The Daily Mail Mystery Record Of 1932

daily-mail-mystery-record

Newspapers have long used the prospect of a big money giveaway to lure readers, especially during the fierce circulation wars of Fleet Street’s heyday – readers of a certain age will remember the Bingo fixation of the early 1980s, when The Daily Mirror, The Sun and The Daily Star battled it out to be the first to give a winning reader a million pounds, in an increasingly grubby and undignified scrap (Robert Maxwell was at the forefront of it, so you can imagine how utterly repulsive it became). But back in 1932, The Daily Mail launched an altogether more entertaining contest, where readers could buy a 78 rpm Shellac disc and try to guess the artists featured. Those who got it right could win £1950, which back then could probably buy you an entire town.

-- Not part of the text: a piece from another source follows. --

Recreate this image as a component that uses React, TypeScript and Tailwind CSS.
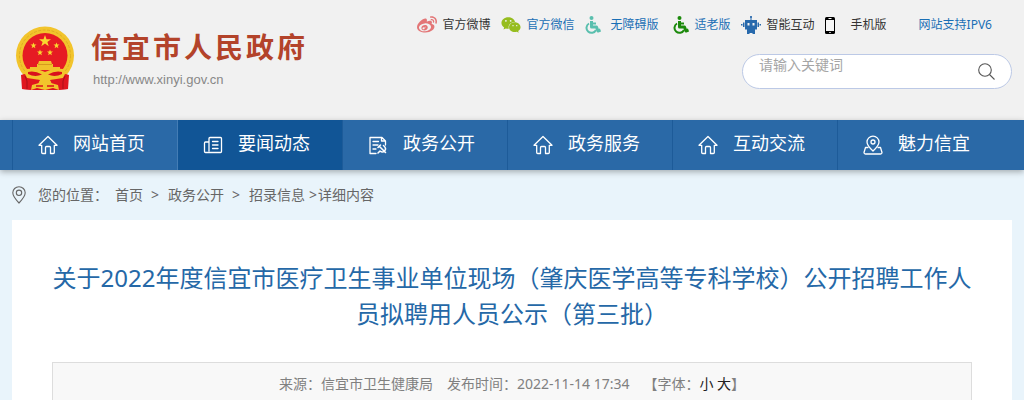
import { FaWeibo, FaWeixin } from 'react-icons/fa'

const Emblem = () => (
  <svg viewBox="0 0 60 65" className="w-[60px] h-[65px] shrink-0" aria-hidden="true">
    <path d="M8 46 L52 46 L53 63 L43 64 L17 64 L7 63 Z" fill="#d9111d" />
    <circle cx="30" cy="29.500" r="29" fill="#f2c42c" />
    <circle cx="30" cy="29.500" r="25.500" fill="none" stroke="#dfae22" strokeWidth="1" strokeDasharray="3 1.500" />
    <circle cx="30" cy="29.500" r="22.500" fill="#e61b23" />
    <path d="M30 9l1.500 4.200h4.500l-3.600 2.700 1.300 4.300-3.700-2.600-3.700 2.600 1.300-4.300-3.600-2.700h4.500z" fill="#f9d72f" />
    <path id="star" d="M18.500 16.500l.8 2.100h2.200l-1.800 1.400.7 2.200-1.900-1.300-1.900 1.300.7-2.200-1.800-1.400h2.200z" fill="#f9d72f" />
    <use href="#star" x="23" />
    <use href="#star" x="6.500" y="7" />
    <use href="#star" x="16.500" y="7" />
    <path d="M24 35h12l1 3h1v3h7v3H15v-3h7v-3h1z" fill="#f0c22c" />
    <path d="M23 38.500h14" stroke="#d69a1d" strokeWidth="1" />
    <path d="M12 43 Q21 41 30 46 Q39 41 48 43 Q51 45 51 49 Q40 56 30 52 Q20 56 9 49 Q9 45 12 43 Z" fill="#f2c42c" />
    <path d="M13 46 Q20 44.500 27 48.500 Q20 51.500 13 48 Z M47 46 Q40 44.500 33 48.500 Q40 51.500 47 48 Z" fill="#d9111d" />
    <path d="M6 49 L10 48 L12 52 L25 54 L20 64 L7 63 Z M54 49 L50 48 L48 52 L35 54 L40 64 L53 63 Z" fill="#e0161f" />
    <path d="M10 50 L12 55 L12 63 M50 50 L48 55 L48 63" fill="none" stroke="#a90f18" strokeWidth="1" />
    <path d="M16 64 L17 59 L24 57 L26 52 H34 L36 57 L43 59 L44 64 L38 62 L30 64 L22 62 Z" fill="#f2c42c" />
    <path d="M21 60 L28 60 M39 60 L32 60" stroke="#d9111d" strokeWidth="1.500" />
  </svg>
)

const AccessIcon = ({ className }) => (
  <svg viewBox="0 0 16 18" className={`w-4 h-[18px] ${className}`} fill="none" stroke="currentColor" aria-hidden="true">
    <circle cx="6.500" cy="2" r="2" fill="currentColor" stroke="none" />
    <path d="M6.500 5V11h5l1.500 4 2.500-1" strokeWidth="3" strokeLinejoin="round" />
    <path d="M6 7.500h5" strokeWidth="2" />
    <path d="M4 7.500A5 5 0 1 0 11 14" strokeWidth="2" />
  </svg>
)

const RobotIcon = () => (
  <svg viewBox="0 0 20 18" className="w-5 h-[18px]" fill="#2769ac" aria-hidden="true">
    <path d="M9.500 0h1v4h-1z" />
    <circle cx="10" cy="1" r="1" />
    <path fillRule="evenodd" d="M4 4h12v9.500H4z M6.500 7v2.500h2V7z M11.500 7v2.500h2V7z" />
    <path d="M2 6.500h1.500v4.500H2z M0 8h1.500v1.500H0z M16.500 6.500H18V11h-1.500z M18.500 8H20v1.500h-1.500z" />
    <path d="M6 13h8v5h-2.500v-1h-3v1H6z" />
  </svg>
)

const PhoneIcon = () => (
  <svg viewBox="0 0 10 17" className="w-[10px] h-[17px]" aria-hidden="true">
    <rect width="10" height="17" rx="1.500" fill="#000" />
    <path d="M1 3h8v11H1z" fill="#f6f6f6" />
    <path d="M3.500 1.500h3M4.300 15.500h1.400" stroke="#fff" strokeWidth="1" />
  </svg>
)

const HomeIcon = () => (
  <svg viewBox="0 0 20 20" className="w-5 h-5" fill="none" stroke="#fff" strokeWidth="1.300" strokeLinejoin="round" strokeLinecap="round" aria-hidden="true">
    <path d="M1 10.300 L10 1.500 L19 10.300 H16.300 V17.500 Q16.300 18.500 15.300 18.500 H12.500 V12.500 Q12.500 11.500 11.500 11.500 H8.500 Q7.500 11.500 7.500 12.500 V18.500 H4.700 Q3.700 18.500 3.700 17.500 V10.300 Z" />
  </svg>
)

const NewsIcon = () => (
  <svg viewBox="0 0 20 20" className="w-5 h-5" fill="none" stroke="#fff" strokeWidth="1.300" strokeLinejoin="round" strokeLinecap="round" aria-hidden="true">
    <path d="M6 16V3.500q0-1 1-1h10.500q1 0 1 1v13q0 1-1 1H2.500q-1 0-1-1V8q0-1 1-1H6" />
    <path d="M9.500 6.500h5.500M9.500 10h5.500M9.500 13.500h5.500" />
  </svg>
)

const FileIcon = () => (
  <svg viewBox="0 0 20 20" className="w-5 h-5" fill="none" stroke="#fff" strokeWidth="1.300" strokeLinejoin="round" strokeLinecap="round" aria-hidden="true">
    <path d="M8 18.500H2V2.500h12l3.500 3.500v4M13.500 2.500V6h4" />
    <path d="M5 6.500h5.500M5 10h5M5 14h3" />
    <path d="M10 12.500l2.500-2.500M11.500 11.500l6 6M15.500 10.500q3.500 3 1 5.500-2 2-4.500 0l-2 2" strokeWidth="1.600" />
  </svg>
)

const MapIcon = () => (
  <svg viewBox="0 0 20 20" className="w-5 h-5" fill="none" stroke="#fff" strokeWidth="1.300" strokeLinejoin="round" strokeLinecap="round" aria-hidden="true">
    <path d="M10 16 Q4 10.500 4 7 a6 5.800 0 0 1 12 0 Q16 10.500 10 16 Z" />
    <circle cx="10" cy="7" r="2" />
    <path d="M5 12.500H2.500L1 17.500q0 1.500 1.500 1.500h15q1.500 0 1.500-1.500l-1.500-5H15" />
  </svg>
)

const PinIcon = () => (
  <svg viewBox="0 0 14 18" className="w-[14px] h-[18px]" fill="none" stroke="#666" strokeWidth="1.100" aria-hidden="true">
    <path d="M7 17 Q.8 10.500 .8 6.800 a6.200 6.100 0 0 1 12.400 0 Q13.200 10.500 7 17 Z" />
    <circle cx="7" cy="6.800" r="2.700" />
  </svg>
)

const navItems = [
  { label: '网站首页', Icon: HomeIcon },
  { label: '要闻动态', Icon: NewsIcon, active: true },
  { label: '政务公开', Icon: FileIcon },
  { label: '政务服务', Icon: HomeIcon },
  { label: '互动交流', Icon: HomeIcon },
  { label: '魅力信宜', Icon: MapIcon },
]

const Header = () => (
  <header className="bg-[#f1f1f1]">
    <div className="max-w-[1000px] h-[120px] mx-auto flex justify-between">
      <a href="#" className="flex items-start gap-x-4 pt-[26px] pl-[3px]">
        <Emblem />
        <span className="flex flex-col">
          <span className="text-[28px] leading-[42px] tracking-[3px] font-bold text-[#b3432a]">信宜市人民政府</span>
          <span className="pl-[2px] font-['Liberation_Sans'] text-[13px] leading-6 text-[#888]">http://www.xinyi.gov.cn</span>
        </span>
      </a>
      <div className="flex flex-col items-end">
        <ul className="flex items-center h-[50px] pr-5 text-xs text-[#333] whitespace-nowrap">
          <li className="mr-[10px]">
            <a href="#" className="flex items-center gap-x-[6px]"><FaWeibo className="w-5 h-5 text-[#e37677]" />官方微博</a>
          </li>
          <li className="mr-[10px]">
            <a href="#" className="flex items-center gap-x-[6px] text-[#1a6fb5]"><FaWeixin className="w-5 h-5 text-[#96bd1f]" />官方微信</a>
          </li>
          <li className="mr-[14px]">
            <a href="#" className="flex items-center gap-x-[10px] text-[#1a6fb5]"><AccessIcon className="text-[#5abfae]" />无障碍版</a>
          </li>
          <li className="mr-[10px]">
            <a href="#" className="flex items-center gap-x-[6px] text-[#1a6fb5]"><AccessIcon className="text-[#1c8a0c]" />适老版</a>
          </li>
          <li className="mr-[10px]">
            <a href="#" className="flex items-center gap-x-[6px]"><RobotIcon />智能互动</a>
          </li>
          <li className="mr-8">
            <a href="#" className="flex items-center gap-x-4"><PhoneIcon />手机版</a>
          </li>
          <li><a href="#" className="text-[#1a6fb5]">网站支持IPV6</a></li>
        </ul>
        <form className="flex w-[270px] h-[35px] mt-1 px-4 bg-white border border-[#bcc9e6] rounded-full">
          <input type="text" aria-label="请输入关键词" placeholder="请输入关键词" className="flex-1 min-w-0 h-5 text-sm outline-none placeholder:text-[#a5a5a5]" />
          <button type="button" aria-label="搜索">
            <svg viewBox="0 0 17 17" className="w-[17px] h-[17px]" fill="none" stroke="#555" strokeWidth="1.100">
              <circle cx="7" cy="7" r="6.300" />
              <path d="M11.500 11.500l5 5" />
            </svg>
          </button>
        </form>
      </div>
    </div>
  </header>
)

const Nav = () => (
  <nav className="relative bg-[#2a69a7] shadow-[0_2px_6px_rgba(0,0,0,0.3)]">
    <ul className="max-w-[1000px] mx-auto flex">
      {navItems.map(({ label, Icon, active }) => (
        <li key={label} className="w-[165px]">
          <a
            href="#"
            className={`flex items-center h-[50px] gap-x-[15px] pl-[25px] border-l text-lg text-white ${active ? 'bg-[#115596] border-[#447db5]' : 'border-[#1d5b99]'}`}
          >
            <Icon />
            <span className="pb-1">{label}</span>
          </a>
        </li>
      ))}
    </ul>
  </nav>
)

const App = () => {
  return (
    <div className="h-screen overflow-hidden bg-[#e9f4fb] font-['Noto_Sans','Noto_Sans_CJK_SC',sans-serif]">
      <Header />
      <Nav />
      <main className="max-w-[1000px] mx-auto">
        <div className="flex items-center h-[50px] text-sm text-[#666]">
          <PinIcon />
          <span className="ml-3 mr-[7px]">您的位置：</span>
          <a href="#">首页</a>
          <span className="mx-2 w-[9px]">&gt;</span>
          <a href="#">政务公开</a>
          <span className="mx-2 w-[9px]">&gt;</span>
          <a href="#">招录信息</a>
          <span className="ml-1 w-[9px]">&gt;</span>
          <span>详细内容</span>
        </div>
        <article className="px-10 pt-10 bg-white">
          <h1 className="text-2xl leading-9 text-center text-[#2568a7]">
            关于2022年度信宜市医疗卫生事业单位现场（肇庆医学高等专科学校）公开招聘工作人员拟聘用人员公示（第三批）
          </h1>
          <div className="flex justify-center items-center h-11 mt-[30px] bg-[#f8f8f8] border border-[#ddd] text-sm text-[#808080]">
            <span>来源：信宜市卫生健康局</span>
            <span className="ml-[14px]">发布时间：2022-11-14 17:34</span>
            <span className="ml-[14px]">
              【字体：<button type="button" className="text-[#222]">小</button> <button type="button" className="text-[#222]">大</button>】
            </span>
          </div>
        </article>
      </main>
    </div>
  )
}

export default App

Here’s the recording – place your bets now.

I’m sure all Reprobate readers immediately recognised all the household name acts, but just to confirm, they were, of course, Ambrose and his Orchestra, Leslie Hutchinson, Derickson and Brown, Bobbie Hale, Doris Hare, Howard Jacobs, Robert Naylor, Billy Mayerl, Raie da Costa, Debroy Somers and his Band, Geraldo Gaucho Tango Band, Peter Dawson, Harold Williams, Albert Sandler, George Baker, Raymond Newell, Jack Mackintosh, Bobby Howes, Francis Day, Melville Gideon, De Groot, John Morel, Albert Sammons, Heddle Nash, Cedric Sharp, Patricia Rossborough, and Sam Browne.

There is. no record of how many people won the prize, though ‘none’ would probably be a good guess. The fact that they had to buy the record in order to enter the competition makes the whole scam all the more ridiculous.

Notably though, this was the first recording to feature the names of EMI Ltd’s new companies – His Master’s Voice, Parlophone, Columbia and Regal Zonophone – all of which released much more significant works than this in the decades that followed.